Batının tarihsel gelişiminde aynı anda ortaya çıkan sekülerleşme ve laiklik birbirini tamamlayan/destekleyen bir süreç olarak ilerlemişken Türkiye’de laikliği tetikleyecek bir sekülerleşme süreci kendiliğinden oluşmadığı için, laikleştirme programları devlet eliyle uygulamaya sokulmuştur. Bu yönüyle laiklik, sekülerleşme açığını kapatacak bir toplumsal mühendislik projesi olarak kurgulanmıştır. Bu durum özellikle muhafazakâr kesimlerde “laikliğin dinsizlik olduğu” düşüncesini ortaya çıkarmıştır. Erken cumhuriyet döneminin katı laiklik uygulamalarının eşlik ettiği bu bakış açısı laikliğin Türkiye’de “cumhuriyet dini” olarak algılanmasına neden olmuştur. Toplumsal dindarlık düzeyi, laikliği bir tür din değiştirme talebi olarak görmüştür. Toplumsal sekülerleşme ile desteklenmemiş siyasal laikliğin dindarlara dinsizlik olarak gözükmesi doğal bir durumdur.

25

Gerçekte laiklik ne bireyin ne de toplumun dinsizliğidir; laiklik, olsa olsa devletin “dinsiz” olması demektir (Dellaloğlu, 2013: s. 38).

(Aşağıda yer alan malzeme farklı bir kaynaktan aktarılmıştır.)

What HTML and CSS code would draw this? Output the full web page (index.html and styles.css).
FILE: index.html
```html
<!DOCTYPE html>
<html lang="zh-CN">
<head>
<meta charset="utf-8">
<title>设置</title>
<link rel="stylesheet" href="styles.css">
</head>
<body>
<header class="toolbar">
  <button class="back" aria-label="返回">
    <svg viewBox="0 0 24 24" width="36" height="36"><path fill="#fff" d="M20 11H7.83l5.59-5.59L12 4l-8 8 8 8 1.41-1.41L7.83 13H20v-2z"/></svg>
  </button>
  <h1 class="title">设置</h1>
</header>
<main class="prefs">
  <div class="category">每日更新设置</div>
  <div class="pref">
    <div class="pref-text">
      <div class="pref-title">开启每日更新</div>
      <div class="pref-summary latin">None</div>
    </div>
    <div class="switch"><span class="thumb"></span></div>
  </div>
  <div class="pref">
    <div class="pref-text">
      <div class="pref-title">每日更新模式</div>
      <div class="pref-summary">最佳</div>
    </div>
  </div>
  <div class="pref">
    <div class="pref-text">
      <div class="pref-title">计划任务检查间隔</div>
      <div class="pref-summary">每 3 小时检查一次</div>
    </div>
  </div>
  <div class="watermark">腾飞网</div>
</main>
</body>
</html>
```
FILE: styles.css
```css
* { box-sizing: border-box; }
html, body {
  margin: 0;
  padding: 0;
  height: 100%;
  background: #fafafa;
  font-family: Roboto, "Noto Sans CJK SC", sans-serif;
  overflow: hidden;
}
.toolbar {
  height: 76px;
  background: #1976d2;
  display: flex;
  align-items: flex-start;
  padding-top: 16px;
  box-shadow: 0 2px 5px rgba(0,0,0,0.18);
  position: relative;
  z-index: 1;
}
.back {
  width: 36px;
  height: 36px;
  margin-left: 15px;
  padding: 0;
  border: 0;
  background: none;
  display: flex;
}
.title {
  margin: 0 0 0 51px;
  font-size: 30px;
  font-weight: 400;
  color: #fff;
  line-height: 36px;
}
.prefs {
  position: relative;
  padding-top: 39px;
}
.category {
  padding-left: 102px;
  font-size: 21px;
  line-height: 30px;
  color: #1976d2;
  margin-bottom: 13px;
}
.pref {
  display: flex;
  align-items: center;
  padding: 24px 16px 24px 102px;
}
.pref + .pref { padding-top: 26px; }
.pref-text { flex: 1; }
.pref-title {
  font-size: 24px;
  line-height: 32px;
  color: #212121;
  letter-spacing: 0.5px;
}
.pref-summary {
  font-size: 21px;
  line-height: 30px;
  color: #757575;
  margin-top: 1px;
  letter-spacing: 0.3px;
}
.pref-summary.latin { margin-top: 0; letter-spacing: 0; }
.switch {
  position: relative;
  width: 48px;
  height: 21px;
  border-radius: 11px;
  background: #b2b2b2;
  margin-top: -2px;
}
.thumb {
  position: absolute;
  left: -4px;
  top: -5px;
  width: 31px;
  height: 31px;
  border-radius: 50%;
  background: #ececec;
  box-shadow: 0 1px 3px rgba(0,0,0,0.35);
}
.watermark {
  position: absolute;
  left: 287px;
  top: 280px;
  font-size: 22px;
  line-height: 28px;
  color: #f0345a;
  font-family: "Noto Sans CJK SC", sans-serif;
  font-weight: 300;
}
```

Modernist elit-geleneksel halk ayrımı, sosyolojik farklılaşmanın yanında kültür farklılaşmasıyla da desteklenmiştir. En baştan seküler bir kültürün savunucu haline gelen modernistler din ve gelenek karşıtlığıyla özdeşleşmişlerdir. Böylece entelektüel ve akademik faaliyetler genellikle solu, din ve İslam karşıtı; sağı da din savunucusu rolünde kabullendiler. Bu durum merkez sağın din ile ilişkisinin mahiyetinin tam olarak sorgulanmamasıyla birlikte, Türk solunun dine yaklaşımının göz ardı edilmesiyle sonuçlanmıştır. Kentel’in de belirttiği gibi toplumun önemli bir kesiminin nezdinde sol, üst sınıfların bir meselesi olarak görülmüş; solun modernlik ve laiklik yanlısı duruşu, halkın geleneksel değerleri karşısında bir tür seçkincilik olarak değerlendirilmiştir (Kentel, 2011: s. 21). Ancak yasal-ussal otoritenin temsilcisi olan Kemalist elitler, bireysel, patrimonyal ve hiyerarşik davranış ve ilişki kalıpları bakımından geleneksel otoriteyi andırıyordu. Karşı çıktıkları geleneksel otorite biçiminin klasik kalıplarını benimsemişlerdi. Bu yönüyle bir devamlılık içinde modern ve geleneksel olanı aynı anda dışa vuran karakteristik özelliklere sahiptiler (Jung, 2006: ss. 142-143).

Modernist-gelenekçi, çağdaş-yobaz, ilerici-gerici ayrımının verdiği mantıksal konfor, solun din ve gelenekle ilişkisinin derinlemesine ve objektif biçimde yorumlanmasını engellemiştir. “Halktan kopuk batıcı laikler” kavramlaştırması, bir bütün olarak sol hareketlerin daha özelde ise merkez solda toplanan laik kesimlerin İslam ve gelenekle olan ilişkisinin üstünü örtmüştür. Bu yüzden İslam ve siyaset konusu Türkiye bağlamında merkez sağ içinde, İslami hareketler özelinde ya da İslamcı partiler üzerinden incelenmiştir. Din-siyaset kavram çifti solun anlam dünyasının dışına itilmiş ve laiklik savunuculuğu nedeniyle de solun din ve gelenek düşmanı olduğu ön kabulü yerleşmiştir.